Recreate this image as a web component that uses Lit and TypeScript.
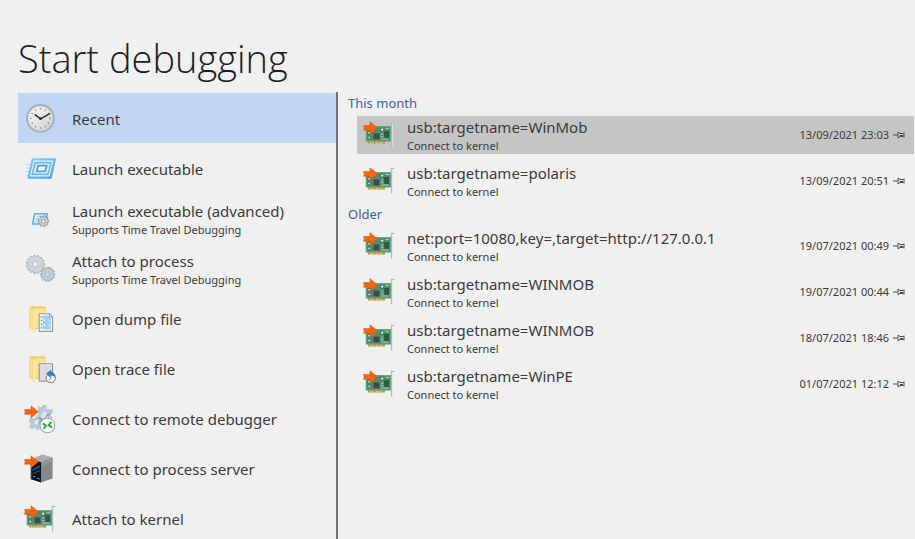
import { LitElement, html, svg, css, nothing } from "lit";
import { customElement, property, state } from "lit/decorators.js";
import { classMap } from "lit/directives/class-map.js";

type IconName =
  | "clock" | "launch" | "launch-adv" | "gears" | "dump" | "trace" | "remote" | "server" | "kernel";

const gearPath = (cx: number, cy: number, outer: number, inner: number, teeth: number) => {
  const pts: string[] = [];
  const step = (Math.PI * 2) / teeth;
  for (let i = 0; i < teeth; i++) {
    const a = i * step;
    for (const [f, r] of [[-0.3, inner], [-0.18, outer], [0.18, outer], [0.3, inner]]) {
      pts.push(`${(cx + Math.cos(a + f * step) * r).toFixed(2)},${(cy + Math.sin(a + f * step) * r).toFixed(2)}`);
    }
  }
  return `M${pts.join("L")}Z`;
};

const arrow = svg`<path d="M0.5 6.6H7V2.8L14.3 8.8L7 14.9V11.2H0.5L1.3 8.9Z" fill="#f7630c" stroke="#dd5716" stroke-width=".6"/>`;

const folder = svg`
  <path d="M5 4.5L7 3.2H20.5Q21.6 3.2 21.6 4.5V26H9Z" fill="#f0cd6a"/>
  <path d="M10.5 5.4H21V25H10.5Z" fill="#fbe391"/>
  <path d="M5 4L11.2 7.6V30.2L8.6 28.6V26.8L5 25Z" fill="#fbdc83"/>
  <path d="M9.5 6.6L11.2 7.6V30L9.5 29Z" fill="#fdeaae"/>`;

const ticks = Array.from({ length: 12 }, (_, i) => i * 30);

const icons: Record<IconName, unknown> = {
  clock: svg`
    <defs><linearGradient id="face" x1="0" y1="0" x2="1" y2="1">
      <stop offset="0" stop-color="#fafafa"/><stop offset=".5" stop-color="#e6e6e6"/><stop offset="1" stop-color="#c9c9c9"/>
    </linearGradient></defs>
    <circle cx="16.4" cy="15.4" r="13.3" fill="url(#face)" stroke="#a5b2b9" stroke-width="2.2"/>
    <circle cx="16.4" cy="15.4" r="12.1" fill="none" stroke="#d3d8da" stroke-width=".8"/>
    ${ticks.map((a) => svg`<path d="M16.4 5.1V6.7" stroke="#777" stroke-width=".9" transform="rotate(${a} 16.4 15.4)"/>`)}
    <path d="M10.6 11.4L16.6 15.9L26.2 10.3" fill="none" stroke="#2c2c2c" stroke-width="1.4"/>
    <circle cx="16.5" cy="15.7" r="1.4" fill="#2c2c2c"/>`,
  launch: svg`
    <defs><linearGradient id="pane" x1="0" y1="0" x2="1" y2="1">
      <stop offset="0" stop-color="#8fd0f8"/><stop offset="1" stop-color="#4a9de0"/>
    </linearGradient></defs>
    <path d="M2.5 11.5H7M2 15H7M1.5 18.5H6M1 22H5" stroke="#b4daf3" stroke-width="1.2"/>
    <path d="M8.6 6.4H30.8L26.6 24.6H4.6Z" fill="#e6f4fd" stroke="url(#pane)" stroke-width="2.3" stroke-linejoin="round"/>
    <path d="M11 9.6H27L24.2 21.4H8.2Z" fill="#c9e6fa" stroke="#70baf0" stroke-width="1.6" stroke-linejoin="round"/>
    <path d="M14.2 12.8H22.6L21.2 18.2H12.8Z" fill="#fff" stroke="#4a9de0" stroke-width="1.6"/>`,
  "launch-adv": svg`
    <path d="M10.6 10.8H23.4L21 21H8.6Z" fill="#d9effd" stroke="#62b2ee" stroke-width="1.6" stroke-linejoin="round"/>
    <path d="M13.6 13.4H20L19 18.4H12.4Z" fill="#f5fbff" stroke="#93ccf4" stroke-width=".9"/>
    <path d="${gearPath(19.4, 18.2, 5.6, 4.4, 9)}" fill="#c9ced1" stroke="#8c9195" stroke-width=".8"/>
    <circle cx="19.4" cy="18.2" r="2" fill="#eee" stroke="#8c9195" stroke-width=".8"/>`,
  gears: svg`
    <path d="${gearPath(11.4, 11.4, 9.2, 7.6, 15)}" fill="#d3dce3" stroke="#a4abb1" stroke-width=".9"/>
    <circle cx="11.4" cy="11.4" r="5.2" fill="none" stroke="#c2ccd5" stroke-width="1"/>
    <circle cx="11.4" cy="11.4" r="2.8" fill="#f0f0f0" stroke="#a9b0b5" stroke-width=".9"/>
    <path d="${gearPath(23.7, 21.3, 7.2, 5.8, 14)}" fill="#ccd4da" stroke="#9ba1a6" stroke-width=".9"/>
    <circle cx="23.7" cy="21.3" r="3.8" fill="none" stroke="#b3bcc4" stroke-width=".9"/>
    <circle cx="23.7" cy="21.3" r="1.7" fill="#f0f0f0" stroke="#9ba1a6" stroke-width=".8"/>`,
  dump: svg`
    ${folder}
    <path d="M15.2 10.8H25.6L28.6 13.8V28.4H15.2Z" fill="#f6f8f9" stroke="#979a9c" stroke-width="1.1" stroke-linejoin="round"/>
    <path d="M19 12.4H24.5L27 15V26.8H19Z" fill="#9fd0f4"/>
    <path d="M25.4 10.8V14H28.6Z" fill="#fff" stroke="#979a9c" stroke-width=".9"/>
    <path d="M17.6 13V27" stroke="#69b2ea" stroke-width="1.8" stroke-dasharray="2 1.6"/>
    <path d="M20.4 16.5V27" stroke="#fff" stroke-width="1.4" stroke-dasharray="1.6 3"/>
    <path d="M25.6 17V27" stroke="#d8ecfa" stroke-width="1.4" stroke-dasharray="1.6 3"/>`,
  trace: svg`
    ${folder}
    <rect x="15.2" y="10.8" width="13.4" height="17.4" rx=".6" fill="#dcdcdc" stroke="#999" stroke-width="1.2"/>
    <path d="M16.3 12H27.5" stroke="#f3f3f3" stroke-width=".8"/>
    <circle cx="26.8" cy="25" r="4.6" fill="#f6f6f6" stroke="#92979b" stroke-width="1.3"/>
    <path d="M26.9 22V25.4L24.8 27" fill="none" stroke="#777" stroke-width=".9"/>
    <path d="M22.2 20.2L27.4 16.8L27 18.6Q31.2 19.6 31.2 24.4Q28.8 22.2 26.2 22.6L25.7 24.6Z" fill="#2c83c6"/>`,
  remote: svg`
    <path d="M14 3L17.5 4.6L19 1.8L22.6 2.6L22.4 6L26 6.6L28.4 5.8L29 9.4L26.4 11.4L28.6 14.6L26 18H20L18.6 21L16 22.6L16.4 26L12.6 27L11 24.4L7.6 26L5 23.4L6.8 20.4L4.6 18.4L6.4 15L10 15.6L14 12Z" fill="#b5c7d9"/>
    <path d="M20 7.4Q23.4 8.4 22.6 12L19 15.6L16.4 14Z" fill="#dde5ec"/>
    <path d="M11 17.6L14.6 17L13.6 21.4L10 21Z" fill="#e4eaef"/>
    <path d="M14.4 14.4L18 16.4L15.6 20.4M22.6 12.6L25.6 11" fill="none" stroke="#8199ae" stroke-width="1.6"/>
    ${arrow}
    <circle cx="23.4" cy="22.5" r="7.3" fill="#fff" stroke="#a3a6a8" stroke-width="1.1"/>
    <path d="M18.8 20.4L22 22.8L19.6 26M27.4 18.8L24.8 22L28 24.6" fill="none" stroke="#2eac3a" stroke-width="2"/>`,
  server: svg`
    <path d="M7 6L18.5 1.6L28.6 4.4L17 9.4Z" fill="#a9acb0"/>
    <path d="M17 9.2L28.6 4.4V25.4L17 29.6Z" fill="#84888d"/>
    <path d="M18 9.8L28.6 5.4V8L18 13Z" fill="#94989c"/>
    <path d="M6.8 6L17 9.2V29.6L6.8 26.2Z" fill="#0c1119"/>
    <path d="M8 16L15.8 12V14.4L8 18.2ZM8 20L15.8 17V18.4L8 21Z" fill="#174f82"/>
    <path d="M9 23.2L11.5 24M13 25.2L15.6 26" stroke="#2cb6cf" stroke-width="1.1"/>
    <path d="M7.4 6V26.2" stroke="#444b54" stroke-width=".7"/>
    ${arrow}`,
  kernel: svg`
    <path d="M5 22H22V24.6H5Z" fill="#cf983c"/>
    <path d="M7.5 22V24.6M10 22V24.6M13.5 21V25M16 22V24.6M18.5 22V24.6" stroke="#f0e0b0" stroke-width=".7"/>
    <path d="M2.8 7.2H28V22.4H2.8Z" fill="#4a9070"/>
    <path d="M3.4 7.8H27.4V21.8H3.4Z" fill="none" stroke="#68ad88" stroke-width=".7"/>
    <rect x="10.2" y="14.2" width="6.4" height="6.4" fill="#42474a" stroke="#687370" stroke-width=".7"/>
    <rect x="21.7" y="12.6" width="4" height="6" fill="#37544a" stroke="#254c39" stroke-width=".6"/>
    <circle cx="6" cy="13.8" r="1.5" fill="#d0dbd4" stroke="#315b46" stroke-width=".7"/>
    <circle cx="6.2" cy="18.4" r="1.5" fill="#c8d3cc" stroke="#315b46" stroke-width=".7"/>
    <circle cx="19.2" cy="10.6" r="1.7" fill="#e3e9e5" stroke="#315b46" stroke-width=".8"/>
    <path d="M18 15.2H20.4M18 17.6H20.4M18 20H25.6M22.4 9.6H26.2" stroke="#a6cfb6" stroke-width="1"/>
    <path d="M31.4 3.4H28.5V28.4" fill="none" stroke="#b4babb" stroke-width="1.2"/>
    <path d="M29.5 4.4V27.4" stroke="#e2e5e5" stroke-width=".8"/>
    ${arrow}`,
};

@customElement("app-icon")
export class AppIcon extends LitElement {
  @property() name: IconName = "clock";

  static styles = css`
    :host { display: block; flex: none; width: 32px; height: 32px; }
    .icon { display: block; width: 100%; height: 100%; }
  `;

  render() {
    return html`<svg class="icon" viewBox="0 0 32 32" aria-hidden="true">${icons[this.name]}</svg>`;
  }
}

interface Action { icon: IconName; label: string; note?: string }
interface Target { name: string; when: string }

const actions: Action[] = [
  { icon: "clock", label: "Recent" },
  { icon: "launch", label: "Launch executable" },
  { icon: "launch-adv", label: "Launch executable (advanced)", note: "Supports Time Travel Debugging" },
  { icon: "gears", label: "Attach to process", note: "Supports Time Travel Debugging" },
  { icon: "dump", label: "Open dump file" },
  { icon: "trace", label: "Open trace file" },
  { icon: "remote", label: "Connect to remote debugger" },
  { icon: "server", label: "Connect to process server" },
  { icon: "kernel", label: "Attach to kernel" },
];

const groups: { title: string; targets: Target[] }[] = [
  {
    title: "This month",
    targets: [
      { name: "usb:targetname=WinMob", when: "13/09/2021 23:03" },
      { name: "usb:targetname=polaris", when: "13/09/2021 20:51" },
    ],
  },
  {
    title: "Older",
    targets: [
      { name: "net:port=10080,key=,target=http://127.0.0.1", when: "19/07/2021 00:49" },
      { name: "usb:targetname=WINMOB", when: "19/07/2021 00:44" },
      { name: "usb:targetname=WINMOB", when: "18/07/2021 18:46" },
      { name: "usb:targetname=WinPE", when: "01/07/2021 12:12" },
    ],
  },
];

@customElement("app-root")
export class AppRoot extends LitElement {
  @state() private action = 0;
  @state() private target = groups[0].targets[0];

  static styles = css`
    :host {
      display: flex;
      flex-direction: column;
      height: 100vh;
      overflow: hidden;
      background: #f0f0f0;
      color: #3b3b3b;
      font-family: "Noto Sans", "Open Sans", sans-serif;
      font-size: 15px;
      line-height: 20px;
    }
    * { box-sizing: border-box; }
    button {
      border: 0;
      margin: 0;
      background: none;
      color: inherit;
      font: inherit;
      text-align: left;
    }
    .title {
      margin: 0;
      padding: 32px 18px 8px;
      font-family: "Open Sans", "Noto Sans", sans-serif;
      font-size: 38px;
      line-height: 52px;
      font-weight: 300;
      color: #1e1e1e;
    }
    .body { display: flex; flex: 1; min-height: 0; }
    .actions {
      flex: none;
      width: 320px;
      margin-left: 18px;
      padding-top: 1px;
      border-right: 2px solid #737373;
      overflow: hidden;
    }
    .action {
      display: flex;
      align-items: center;
      gap: 16px;
      width: 100%;
      height: 50px;
      padding: 2px 6px 0;
    }
    .action.selected { background: #c2d5f2; }
    .label, .note { display: block; white-space: nowrap; }
    .noted { padding-top: 1px; }
    .note { padding-top: 1px; font-size: 11px; line-height: 16px; }
    .recent { flex: 1; min-width: 0; padding: 1px 1px 0 10px; }
    .group {
      margin: 0;
      padding-top: 2px;
      font-size: 13px;
      line-height: 17px;
      font-weight: 400;
      color: #44619d;
    }
    .list { list-style: none; margin: 0; padding: 0 0 0 9px; }
    .row { display: flex; height: 46px; padding: 4px 0; }
    .entry {
      display: flex;
      align-items: center;
      width: 100%;
      padding-right: 9px;
    }
    .entry.selected { background: #c5c5c5; }
    .open {
      display: flex;
      flex: 1;
      align-items: center;
      gap: 12px;
      min-width: 0;
      height: 100%;
      padding: 0 0 0 6px;
    }
    .text { flex: 1; min-width: 0; }
    .when { font-size: 11px; line-height: 16px; white-space: nowrap; }
    .pin { display: block; padding: 0; margin-left: 4px; width: 12px; height: 12px; }
    .pin-icon { display: block; width: 12px; height: 12px; }
  `;

  private renderAction(a: Action, i: number) {
    return html`
      <button class=${classMap({ action: true, selected: i === this.action })} @click=${() => (this.action = i)}>
        <app-icon .name=${a.icon}></app-icon>
        <span class=${classMap({ text: true, noted: !!a.note })}>
          <span class="label">${a.label}</span>
          ${a.note ? html`<span class="note">${a.note}</span>` : nothing}
        </span>
      </button>`;
  }

  private renderTarget(t: Target) {
    return html`
      <li class="row">
        <div class=${classMap({ entry: true, selected: t === this.target })}>
          <button class="open" @click=${() => (this.target = t)}>
            <app-icon .name=${"kernel"}></app-icon>
            <span class="text noted">
              <span class="label">${t.name}</span>
              <span class="note">Connect to kernel</span>
            </span>
            <span class="when">${t.when}</span>
          </button>
          <button class="pin" aria-label="Pin">
            <svg class="pin-icon" viewBox="0 0 12 12" aria-hidden="true">
              <path d="M0 6H4.5M5 3V9L7 7.5H10.5M5 3L7 4.5H10.5M11 3.5V8.5M7 6.5H10" fill="none" stroke="#4a4a4a" />
            </svg>
          </button>
        </div>
      </li>`;
  }

  render() {
    return html`
      <h1 class="title">Start debugging</h1>
      <div class="body">
        <nav class="actions">${actions.map((a, i) => this.renderAction(a, i))}</nav>
        <main class="recent">
          ${groups.map((g) => html`
            <h2 class="group">${g.title}</h2>
            <ul class="list">${g.targets.map((t) => this.renderTarget(t))}</ul>`)}
        </main>
      </div>`;
  }
}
- - - - -
WHAT YOU WILL DO:
Reproduce the material above from its first line through the line containing "6.6H7V2.8L14.3 8.8L7 14.9V11.2H0.5L1.3", both ends included, and skip every picture.

THE RESULT:
Recreate this image as a web component that uses Lit and TypeScript.
import { LitElement, html, svg, css, nothing } from "lit";
import { customElement, property, state } from "lit/decorators.js";
import { classMap } from "lit/directives/class-map.js";

type IconName =
  | "clock" | "launch" | "launch-adv" | "gears" | "dump" | "trace" | "remote" | "server" | "kernel";

const gearPath = (cx: number, cy: number, outer: number, inner: number, teeth: number) => {
  const pts: string[] = [];
  const step = (Math.PI * 2) / teeth;
  for (let i = 0; i < teeth; i++) {
    const a = i * step;
    for (const [f, r] of [[-0.3, inner], [-0.18, outer], [0.18, outer], [0.3, inner]]) {
      pts.push(`${(cx + Math.cos(a + f * step) * r).toFixed(2)},${(cy + Math.sin(a + f * step) * r).toFixed(2)}`);
    }
  }
  return `M${pts.join("L")}Z`;
};

const arrow = svg`<path d="M0.5 6.6H7V2.8L14.3 8.8L7 14.9V11.2H0.5L1.3 8.9Z" fill="#f7630c" stroke="#dd5716" stroke-width=".6"/>`;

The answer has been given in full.